**Task requirements:**
Give the listing again in full, exactly as written.

**Data:**
-- start --

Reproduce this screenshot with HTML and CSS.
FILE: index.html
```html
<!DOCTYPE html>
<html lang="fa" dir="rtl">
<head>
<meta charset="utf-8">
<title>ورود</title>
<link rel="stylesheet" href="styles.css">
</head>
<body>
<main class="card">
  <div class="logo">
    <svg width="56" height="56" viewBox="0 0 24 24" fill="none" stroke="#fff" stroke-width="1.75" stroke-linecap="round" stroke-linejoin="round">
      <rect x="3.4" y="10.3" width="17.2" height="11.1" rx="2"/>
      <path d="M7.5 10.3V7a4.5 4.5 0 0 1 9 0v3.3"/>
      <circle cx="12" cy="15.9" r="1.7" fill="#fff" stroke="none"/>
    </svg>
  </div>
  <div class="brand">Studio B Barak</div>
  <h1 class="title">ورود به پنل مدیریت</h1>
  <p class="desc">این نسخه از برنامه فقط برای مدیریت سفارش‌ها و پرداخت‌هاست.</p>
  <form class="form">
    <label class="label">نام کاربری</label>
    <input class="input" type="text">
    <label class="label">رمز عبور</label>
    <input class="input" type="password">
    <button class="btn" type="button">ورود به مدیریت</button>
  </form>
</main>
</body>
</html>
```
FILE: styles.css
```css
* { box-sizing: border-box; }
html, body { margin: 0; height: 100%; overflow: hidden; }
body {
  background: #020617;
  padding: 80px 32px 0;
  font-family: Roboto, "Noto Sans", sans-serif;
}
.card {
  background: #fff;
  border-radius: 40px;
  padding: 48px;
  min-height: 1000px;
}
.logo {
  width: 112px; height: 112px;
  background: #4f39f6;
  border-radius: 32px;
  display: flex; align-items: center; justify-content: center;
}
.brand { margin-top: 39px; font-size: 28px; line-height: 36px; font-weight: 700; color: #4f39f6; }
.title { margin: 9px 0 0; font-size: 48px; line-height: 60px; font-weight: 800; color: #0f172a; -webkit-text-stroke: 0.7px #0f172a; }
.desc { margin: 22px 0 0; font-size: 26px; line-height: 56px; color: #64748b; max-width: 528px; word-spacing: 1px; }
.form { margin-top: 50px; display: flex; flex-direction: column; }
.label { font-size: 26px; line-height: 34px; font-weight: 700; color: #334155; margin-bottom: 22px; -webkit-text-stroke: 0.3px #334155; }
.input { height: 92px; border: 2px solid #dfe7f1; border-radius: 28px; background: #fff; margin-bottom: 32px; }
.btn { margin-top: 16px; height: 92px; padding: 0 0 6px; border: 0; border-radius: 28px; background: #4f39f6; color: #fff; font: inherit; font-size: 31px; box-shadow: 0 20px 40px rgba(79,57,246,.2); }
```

-- end --

**Problem solution:**
Reproduce this screenshot with HTML and CSS.
FILE: index.html
```html
<!DOCTYPE html>
<html lang="fa" dir="rtl">
<head>
<meta charset="utf-8">
<title>ورود</title>
<link rel="stylesheet" href="styles.css">
</head>
<body>
<main class="card">
  <div class="logo">
    <svg width="56" height="56" viewBox="0 0 24 24" fill="none" stroke="#fff" stroke-width="1.75" stroke-linecap="round" stroke-linejoin="round">
      <rect x="3.4" y="10.3" width="17.2" height="11.1" rx="2"/>
      <path d="M7.5 10.3V7a4.5 4.5 0 0 1 9 0v3.3"/>
      <circle cx="12" cy="15.9" r="1.7" fill="#fff" stroke="none"/>
    </svg>
  </div>
  <div class="brand">Studio B Barak</div>
  <h1 class="title">ورود به پنل مدیریت</h1>
  <p class="desc">این نسخه از برنامه فقط برای مدیریت سفارش‌ها و پرداخت‌هاست.</p>
  <form class="form">
    <label class="label">نام کاربری</label>
    <input class="input" type="text">
    <label class="label">رمز عبور</label>
    <input class="input" type="password">
    <button class="btn" type="button">ورود به مدیریت</button>
  </form>
</main>
</body>
</html>
```
FILE: styles.css
```css
* { box-sizing: border-box; }
html, body { margin: 0; height: 100%; overflow: hidden; }
body {
  background: #020617;
  padding: 80px 32px 0;
  font-family: Roboto, "Noto Sans", sans-serif;
}
.card {
  background: #fff;
  border-radius: 40px;
  padding: 48px;
  min-height: 1000px;
}
.logo {
  width: 112px; height: 112px;
  background: #4f39f6;
  border-radius: 32px;
  display: flex; align-items: center; justify-content: center;
}
.brand { margin-top: 39px; font-size: 28px; line-height: 36px; font-weight: 700; color: #4f39f6; }
.title { margin: 9px 0 0; font-size: 48px; line-height: 60px; font-weight: 800; color: #0f172a; -webkit-text-stroke: 0.7px #0f172a; }
.desc { margin: 22px 0 0; font-size: 26px; line-height: 56px; color: #64748b; max-width: 528px; word-spacing: 1px; }
.form { margin-top: 50px; display: flex; flex-direction: column; }
.label { font-size: 26px; line-height: 34px; font-weight: 700; color: #334155; margin-bottom: 22px; -webkit-text-stroke: 0.3px #334155; }
.input { height: 92px; border: 2px solid #dfe7f1; border-radius: 28px; background: #fff; margin-bottom: 32px; }
.btn { margin-top: 16px; height: 92px; padding: 0 0 6px; border: 0; border-radius: 28px; background: #4f39f6; color: #fff; font: inherit; font-size: 31px; box-shadow: 0 20px 40px rgba(79,57,246,.2); }
```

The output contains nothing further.